Limiting the use of large-scale and perpetual lie detection implementations: Organizations that integrate lie detection systems into their operations on a large-scale incur social responsibilities that can be complex and difficult to address, since maintaining a culture of “automated honesty” can compete with institutional efforts supporting individual autonomy and mental privacy. Dystopian outcomes may indeed occur: with AI-enhanced capabilities, perpetual lie detection, in contrast with more context-sensitive and event-driven varieties, could be conducted in a covert manner and its results used in opportunistic ways to target certain individuals. Establishment of autonomous, AI-enhanced lie detection apparatuses that are widely implemented could replace the polygraph technician in a white coat with a pervasive, all-seeing presence. HR managers should work to eliminate both the AI-enhanced systems and the polygraph whenever possible.

In this section I characterized the difficult challenges many HR managers face in the compulsory use of lie detection technologies and endeavored to present some specific containment and mitigation strategies. HR managers are often called upon to clarify multifaceted situations in such arenas as hiring, security, and inventory control that can involve issues of honesty, and in some contexts (especially security and police work) the use of lie detection technologies is not likely to end soon (Vissak & Vadi, 2013). Despite the human rights challenges described in this article, Leonetti (2017) relates how widely-accepted AI-enhanced lie detection technology is still the “holy grail” of many corporations, military organizations, and security agencies, presenting the promise of a future in which organizations can mitigate the damage associated with lying. Katwala (2019) describes the “race to create a perfect lie detector” in organizational settings as incorporating AI approaches. Allan Dafoe (2018), in a report issued by the Oxford University’s Future of Humanity Institute, identified the dangers of such lie detection efforts in the following stark terms: “robust totalitarianism could be enabled by advanced lie detection, social manipulation, autonomous weapons, and ubiquitous physical sensors and digital footprints” (p. 7). The organizational mandate for individuals to conform to the lie detection system’s perceived requirements could unfortunately create severe anxieties as well as displace many creative and exploratory cognitive initiatives that may ultimately be of value to organizations.

Conclusion

In this article, I have shown how AI enhancements are currently changing lie detection as well as how (with pervasive and perpetual lie detection systems) they may further transform it in the future. In addressing the human rights-related changes associated with recent lie detection technologies, I outlined how prospects for unfairness, bias, and violations of mental privacy are increased by many of the emerging AI-related developments, providing special challenges to HR managers in maintaining organizational transparency and trust.
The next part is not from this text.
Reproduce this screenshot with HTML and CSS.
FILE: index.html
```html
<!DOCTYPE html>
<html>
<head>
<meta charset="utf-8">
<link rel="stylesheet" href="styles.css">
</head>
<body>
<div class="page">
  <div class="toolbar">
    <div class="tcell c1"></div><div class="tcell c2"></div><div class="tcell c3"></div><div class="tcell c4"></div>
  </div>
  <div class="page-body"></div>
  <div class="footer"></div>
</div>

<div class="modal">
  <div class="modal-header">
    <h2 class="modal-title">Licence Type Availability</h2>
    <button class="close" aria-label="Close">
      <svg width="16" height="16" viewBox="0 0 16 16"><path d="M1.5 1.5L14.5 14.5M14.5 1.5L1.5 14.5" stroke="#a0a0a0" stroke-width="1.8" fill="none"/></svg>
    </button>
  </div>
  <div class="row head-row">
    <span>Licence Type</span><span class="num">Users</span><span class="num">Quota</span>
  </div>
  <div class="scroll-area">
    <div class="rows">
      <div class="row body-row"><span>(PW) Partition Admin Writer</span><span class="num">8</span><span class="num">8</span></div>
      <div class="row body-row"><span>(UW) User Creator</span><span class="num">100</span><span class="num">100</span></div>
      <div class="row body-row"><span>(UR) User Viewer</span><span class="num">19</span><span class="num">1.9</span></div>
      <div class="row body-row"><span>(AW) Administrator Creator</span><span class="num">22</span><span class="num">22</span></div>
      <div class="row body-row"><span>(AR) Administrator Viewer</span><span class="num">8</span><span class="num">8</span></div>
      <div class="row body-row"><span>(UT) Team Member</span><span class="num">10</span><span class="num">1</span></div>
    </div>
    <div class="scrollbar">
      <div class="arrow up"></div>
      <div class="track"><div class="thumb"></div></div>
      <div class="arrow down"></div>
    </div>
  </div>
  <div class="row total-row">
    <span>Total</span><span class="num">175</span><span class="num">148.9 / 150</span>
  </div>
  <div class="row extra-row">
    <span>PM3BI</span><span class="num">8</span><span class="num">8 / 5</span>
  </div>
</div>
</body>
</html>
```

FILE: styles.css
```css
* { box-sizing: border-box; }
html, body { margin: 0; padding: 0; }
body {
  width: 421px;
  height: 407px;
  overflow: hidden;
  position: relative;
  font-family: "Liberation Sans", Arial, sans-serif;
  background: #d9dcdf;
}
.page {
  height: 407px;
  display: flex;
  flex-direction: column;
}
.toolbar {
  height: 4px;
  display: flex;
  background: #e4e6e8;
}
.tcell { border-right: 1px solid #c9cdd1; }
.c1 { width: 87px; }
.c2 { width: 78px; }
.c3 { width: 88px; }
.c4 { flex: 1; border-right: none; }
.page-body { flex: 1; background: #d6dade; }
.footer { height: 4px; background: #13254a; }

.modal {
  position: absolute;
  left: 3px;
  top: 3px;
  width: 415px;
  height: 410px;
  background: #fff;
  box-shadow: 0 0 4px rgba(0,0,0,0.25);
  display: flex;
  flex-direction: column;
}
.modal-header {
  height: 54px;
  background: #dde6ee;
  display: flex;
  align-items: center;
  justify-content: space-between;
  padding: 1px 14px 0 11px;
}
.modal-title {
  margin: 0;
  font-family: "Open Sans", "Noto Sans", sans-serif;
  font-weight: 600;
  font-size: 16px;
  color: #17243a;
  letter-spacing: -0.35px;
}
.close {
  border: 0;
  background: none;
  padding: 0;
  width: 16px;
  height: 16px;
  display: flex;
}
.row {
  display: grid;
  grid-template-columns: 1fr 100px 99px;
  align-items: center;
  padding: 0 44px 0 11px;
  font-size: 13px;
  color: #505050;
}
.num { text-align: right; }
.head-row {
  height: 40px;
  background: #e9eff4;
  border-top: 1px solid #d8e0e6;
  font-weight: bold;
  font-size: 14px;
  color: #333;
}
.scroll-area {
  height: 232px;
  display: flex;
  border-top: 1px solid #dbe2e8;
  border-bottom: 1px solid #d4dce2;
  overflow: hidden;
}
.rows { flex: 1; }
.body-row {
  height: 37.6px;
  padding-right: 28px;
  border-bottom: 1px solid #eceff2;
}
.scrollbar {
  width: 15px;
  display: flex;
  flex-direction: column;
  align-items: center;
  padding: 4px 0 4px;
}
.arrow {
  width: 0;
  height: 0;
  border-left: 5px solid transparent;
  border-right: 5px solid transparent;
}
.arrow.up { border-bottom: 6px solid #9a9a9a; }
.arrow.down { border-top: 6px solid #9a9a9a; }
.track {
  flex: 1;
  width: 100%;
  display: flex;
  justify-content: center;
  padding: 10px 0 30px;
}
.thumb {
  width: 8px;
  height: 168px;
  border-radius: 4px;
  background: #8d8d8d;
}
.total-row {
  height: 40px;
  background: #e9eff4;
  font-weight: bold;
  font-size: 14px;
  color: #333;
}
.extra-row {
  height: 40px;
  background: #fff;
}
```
I argue that eliminating use of the systems entirely is the preferable approach to dealing with lie detection, given these human rights issues. However, in circumstances in which the use of the technologies is legally stipulated or compulsory through agency mandate, I have shown that these AI-related changes can lead to moral problems that in some small ways can be contained and mitigated with the vigilant efforts of HR managers. I have shown that remote data collection, moral neuroenhancement, and individuated integrity scores and profiles are continuing to expand the technological approaches of lie detection. These applications of AI-enhanced lie detection and credibility assessment technologies in HR management are just emerging, but have the potential to foment significant and potentially problematic transformations in workplaces. The unwritten agreements and understandings that bind individuals in organizations are increasingly including AI-enhanced agents, opaque entities that are not well understood by either their subjects or the HR managers who implement them. Hype and misunderstandings concerning AI capabilities could also play roles in distorting the human subject’s perceptions of the lie detection processes involved, and possibly influence the deterrent capabilities of the systems as well. AI applications are certainly not omniscient, and machine learning systems have biases based on how they are trained, so assumptions that the systems are without blemishes can be problematic.

Despite many technological and social advances through the decades, HR researchers and practitioners have not yet settled on a particular way to facilitate individuals in telling the truth, whether by using technologically-enhanced lie detection tests or using various kinds of threats and deterrence methods. I contend that an ideal scenario for HR managers would have organizations eliminating the use of lie detection technologies entirely, moving from forms of “automated honesty” to the building of trust and mutual respect among participants. In settings where technologically-supported lie detection is seen as a necessary factor by legal and administrative authorities, HR managers will need to make tough decisions concerning the validity and reliability of various AI-enhanced approaches. I have argued in this article that the pervasive or autonomous detection of lying may indeed free up HR staff to engage in other kinds of efforts, but will also introduce serious kinds of uncertainties and human rights challenges such as those relating to fairness, mental privacy, and bias.